_What the exercise asks_
Go through the records from the first line and retype each one exactly, stopping once the line with "import React from" is done. Pictures are left out.

=== Entries shown ===

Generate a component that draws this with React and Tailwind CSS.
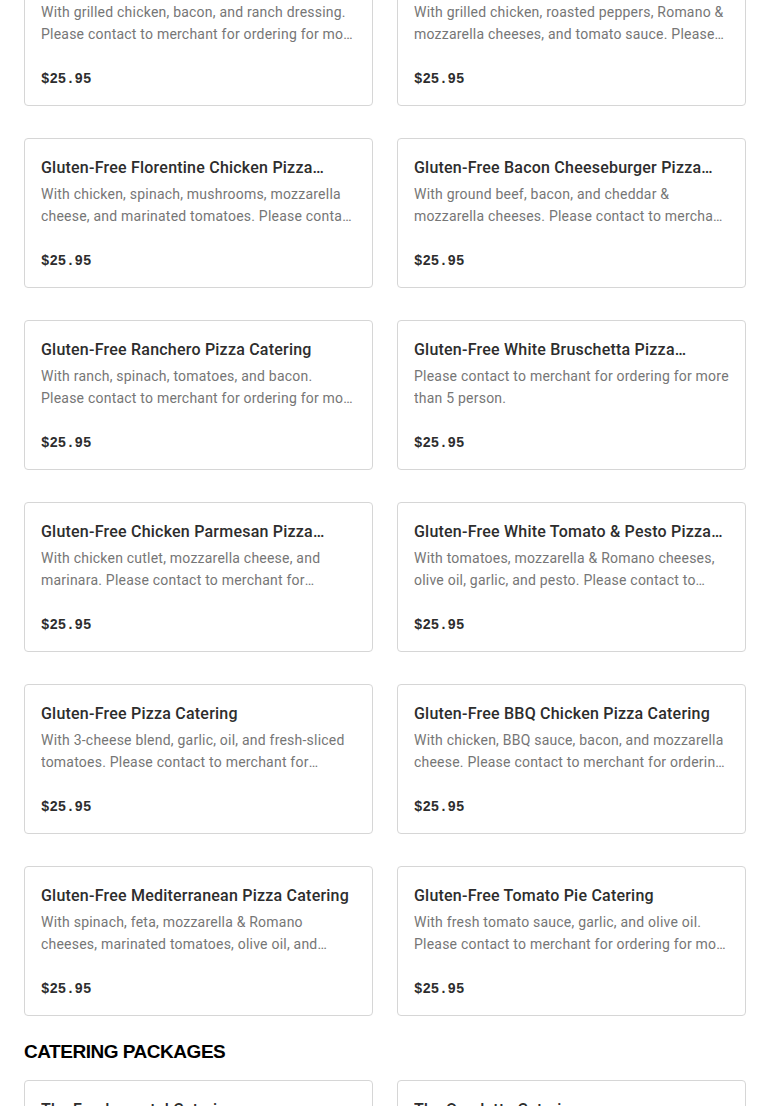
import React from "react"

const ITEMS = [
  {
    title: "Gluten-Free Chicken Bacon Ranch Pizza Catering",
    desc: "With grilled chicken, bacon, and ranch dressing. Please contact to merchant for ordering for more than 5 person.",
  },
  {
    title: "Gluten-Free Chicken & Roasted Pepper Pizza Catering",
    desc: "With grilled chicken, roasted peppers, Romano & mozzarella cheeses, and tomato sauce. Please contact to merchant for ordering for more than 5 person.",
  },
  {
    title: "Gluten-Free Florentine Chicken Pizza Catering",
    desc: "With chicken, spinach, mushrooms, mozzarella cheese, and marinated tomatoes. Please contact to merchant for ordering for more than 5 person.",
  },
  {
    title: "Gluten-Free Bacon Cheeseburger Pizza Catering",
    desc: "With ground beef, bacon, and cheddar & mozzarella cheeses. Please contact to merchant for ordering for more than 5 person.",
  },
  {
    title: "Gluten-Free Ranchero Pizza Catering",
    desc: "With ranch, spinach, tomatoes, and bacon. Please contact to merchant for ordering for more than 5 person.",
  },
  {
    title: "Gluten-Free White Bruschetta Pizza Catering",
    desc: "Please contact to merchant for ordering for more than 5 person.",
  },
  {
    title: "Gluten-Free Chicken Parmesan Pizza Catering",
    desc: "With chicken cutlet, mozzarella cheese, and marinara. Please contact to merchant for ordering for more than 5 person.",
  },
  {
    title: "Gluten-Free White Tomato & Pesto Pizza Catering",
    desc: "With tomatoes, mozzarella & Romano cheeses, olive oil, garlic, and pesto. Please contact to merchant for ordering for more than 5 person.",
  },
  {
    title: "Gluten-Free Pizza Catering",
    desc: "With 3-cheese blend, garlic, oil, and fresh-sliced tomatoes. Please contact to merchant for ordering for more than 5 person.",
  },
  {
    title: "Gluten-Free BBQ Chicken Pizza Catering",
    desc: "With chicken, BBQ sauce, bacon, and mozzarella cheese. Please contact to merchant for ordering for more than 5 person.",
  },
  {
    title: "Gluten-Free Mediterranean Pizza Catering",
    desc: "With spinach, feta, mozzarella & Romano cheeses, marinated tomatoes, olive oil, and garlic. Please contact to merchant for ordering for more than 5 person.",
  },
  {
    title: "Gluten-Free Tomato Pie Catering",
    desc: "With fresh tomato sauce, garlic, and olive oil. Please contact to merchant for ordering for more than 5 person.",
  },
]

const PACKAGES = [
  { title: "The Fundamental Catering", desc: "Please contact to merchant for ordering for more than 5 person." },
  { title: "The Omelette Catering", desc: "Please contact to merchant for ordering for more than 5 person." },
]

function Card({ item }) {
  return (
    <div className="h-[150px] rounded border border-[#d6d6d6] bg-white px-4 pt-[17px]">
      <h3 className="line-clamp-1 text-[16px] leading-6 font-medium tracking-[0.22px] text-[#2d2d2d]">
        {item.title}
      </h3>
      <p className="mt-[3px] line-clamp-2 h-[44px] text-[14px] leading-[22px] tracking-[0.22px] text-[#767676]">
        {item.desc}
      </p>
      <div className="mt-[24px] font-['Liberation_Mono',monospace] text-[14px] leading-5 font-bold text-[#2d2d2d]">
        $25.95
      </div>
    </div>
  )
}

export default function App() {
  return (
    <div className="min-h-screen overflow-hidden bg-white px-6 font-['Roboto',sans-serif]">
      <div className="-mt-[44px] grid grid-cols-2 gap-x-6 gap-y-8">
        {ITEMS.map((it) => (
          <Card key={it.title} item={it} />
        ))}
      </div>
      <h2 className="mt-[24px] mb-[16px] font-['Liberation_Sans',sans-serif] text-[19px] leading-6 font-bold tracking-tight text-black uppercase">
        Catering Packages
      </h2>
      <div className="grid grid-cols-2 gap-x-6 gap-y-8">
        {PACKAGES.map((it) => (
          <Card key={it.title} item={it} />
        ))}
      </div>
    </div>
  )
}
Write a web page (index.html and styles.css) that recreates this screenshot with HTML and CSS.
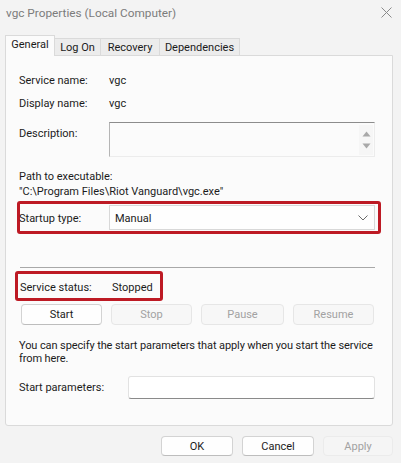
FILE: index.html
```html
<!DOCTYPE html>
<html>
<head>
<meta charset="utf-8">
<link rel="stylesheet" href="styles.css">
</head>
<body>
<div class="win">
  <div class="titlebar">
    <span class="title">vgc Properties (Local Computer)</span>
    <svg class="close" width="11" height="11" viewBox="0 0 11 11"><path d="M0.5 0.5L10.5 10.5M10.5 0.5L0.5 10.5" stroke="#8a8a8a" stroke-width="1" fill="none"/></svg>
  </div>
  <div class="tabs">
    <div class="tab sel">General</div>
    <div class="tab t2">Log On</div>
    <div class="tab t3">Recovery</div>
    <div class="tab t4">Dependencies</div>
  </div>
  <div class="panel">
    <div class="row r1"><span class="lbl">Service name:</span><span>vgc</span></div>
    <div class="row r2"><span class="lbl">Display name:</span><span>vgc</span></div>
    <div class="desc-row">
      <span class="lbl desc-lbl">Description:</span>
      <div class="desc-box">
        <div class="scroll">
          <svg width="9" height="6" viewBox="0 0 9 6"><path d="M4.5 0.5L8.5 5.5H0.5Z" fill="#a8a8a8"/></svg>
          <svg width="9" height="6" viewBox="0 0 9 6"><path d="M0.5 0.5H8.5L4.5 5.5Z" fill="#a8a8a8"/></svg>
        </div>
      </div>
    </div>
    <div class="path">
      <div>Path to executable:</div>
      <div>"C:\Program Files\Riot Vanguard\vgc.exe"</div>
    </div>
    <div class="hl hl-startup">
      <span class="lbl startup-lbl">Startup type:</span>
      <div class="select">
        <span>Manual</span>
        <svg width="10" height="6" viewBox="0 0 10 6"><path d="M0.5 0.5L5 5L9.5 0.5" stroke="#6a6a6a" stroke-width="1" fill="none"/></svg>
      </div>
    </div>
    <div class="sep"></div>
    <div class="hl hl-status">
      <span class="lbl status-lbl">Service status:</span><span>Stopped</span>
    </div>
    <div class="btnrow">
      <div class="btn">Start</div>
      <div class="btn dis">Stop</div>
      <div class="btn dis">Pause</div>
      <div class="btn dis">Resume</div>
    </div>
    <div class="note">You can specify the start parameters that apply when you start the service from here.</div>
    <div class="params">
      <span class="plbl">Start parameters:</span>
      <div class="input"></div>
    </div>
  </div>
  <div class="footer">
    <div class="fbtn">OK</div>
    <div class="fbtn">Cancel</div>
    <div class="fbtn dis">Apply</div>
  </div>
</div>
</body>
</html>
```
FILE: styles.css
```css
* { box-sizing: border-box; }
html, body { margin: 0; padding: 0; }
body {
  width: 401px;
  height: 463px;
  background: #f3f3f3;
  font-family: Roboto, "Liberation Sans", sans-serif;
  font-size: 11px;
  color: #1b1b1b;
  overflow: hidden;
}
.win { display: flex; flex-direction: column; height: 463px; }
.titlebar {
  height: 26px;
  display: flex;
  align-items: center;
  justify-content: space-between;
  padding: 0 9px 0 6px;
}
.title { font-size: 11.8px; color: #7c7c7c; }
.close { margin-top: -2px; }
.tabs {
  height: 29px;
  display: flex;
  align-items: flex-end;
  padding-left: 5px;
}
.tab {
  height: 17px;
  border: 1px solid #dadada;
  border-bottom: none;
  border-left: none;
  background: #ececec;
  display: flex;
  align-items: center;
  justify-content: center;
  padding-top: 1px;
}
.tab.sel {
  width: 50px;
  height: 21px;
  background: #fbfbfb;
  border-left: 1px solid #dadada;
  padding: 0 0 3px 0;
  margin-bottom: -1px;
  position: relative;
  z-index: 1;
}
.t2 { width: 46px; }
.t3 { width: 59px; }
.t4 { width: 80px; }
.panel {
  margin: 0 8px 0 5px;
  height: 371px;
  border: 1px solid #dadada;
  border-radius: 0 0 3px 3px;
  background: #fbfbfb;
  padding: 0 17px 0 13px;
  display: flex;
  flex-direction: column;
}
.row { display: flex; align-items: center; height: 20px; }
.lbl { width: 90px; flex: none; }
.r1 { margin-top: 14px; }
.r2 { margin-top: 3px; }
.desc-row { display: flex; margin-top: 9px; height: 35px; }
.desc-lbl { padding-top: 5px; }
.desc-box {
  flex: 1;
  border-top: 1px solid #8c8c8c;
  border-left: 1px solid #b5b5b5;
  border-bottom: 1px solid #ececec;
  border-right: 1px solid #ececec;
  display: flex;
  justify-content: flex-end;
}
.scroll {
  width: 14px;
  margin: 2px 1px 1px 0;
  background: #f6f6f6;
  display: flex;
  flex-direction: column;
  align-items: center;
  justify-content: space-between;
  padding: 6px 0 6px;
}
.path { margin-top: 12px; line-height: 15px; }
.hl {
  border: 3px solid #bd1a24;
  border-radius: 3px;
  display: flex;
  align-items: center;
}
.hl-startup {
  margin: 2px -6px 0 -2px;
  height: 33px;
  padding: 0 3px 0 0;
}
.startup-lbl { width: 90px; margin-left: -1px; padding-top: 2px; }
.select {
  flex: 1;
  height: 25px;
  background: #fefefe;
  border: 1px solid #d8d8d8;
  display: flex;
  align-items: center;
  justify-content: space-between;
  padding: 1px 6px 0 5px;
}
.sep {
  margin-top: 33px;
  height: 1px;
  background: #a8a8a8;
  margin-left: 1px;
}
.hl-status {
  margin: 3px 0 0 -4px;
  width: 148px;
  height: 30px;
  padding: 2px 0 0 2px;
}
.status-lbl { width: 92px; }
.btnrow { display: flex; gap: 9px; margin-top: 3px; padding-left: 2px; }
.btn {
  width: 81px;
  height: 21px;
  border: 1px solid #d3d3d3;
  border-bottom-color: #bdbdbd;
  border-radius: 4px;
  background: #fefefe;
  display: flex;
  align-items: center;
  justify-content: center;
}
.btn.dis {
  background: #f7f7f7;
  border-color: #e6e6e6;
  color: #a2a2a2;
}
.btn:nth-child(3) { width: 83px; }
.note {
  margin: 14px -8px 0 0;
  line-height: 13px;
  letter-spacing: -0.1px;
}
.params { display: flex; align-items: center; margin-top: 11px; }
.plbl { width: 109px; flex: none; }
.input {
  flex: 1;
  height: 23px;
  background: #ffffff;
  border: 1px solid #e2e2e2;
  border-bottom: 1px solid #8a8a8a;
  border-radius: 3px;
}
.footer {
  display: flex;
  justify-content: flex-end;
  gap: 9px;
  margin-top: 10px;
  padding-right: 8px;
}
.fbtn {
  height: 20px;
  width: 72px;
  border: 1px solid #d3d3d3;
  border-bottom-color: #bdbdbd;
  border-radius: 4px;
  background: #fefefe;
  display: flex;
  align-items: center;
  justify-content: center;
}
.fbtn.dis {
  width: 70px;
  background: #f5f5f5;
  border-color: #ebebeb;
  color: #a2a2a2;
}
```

===

_Task output_
Generate a component that draws this with React and Tailwind CSS.
import React from "react"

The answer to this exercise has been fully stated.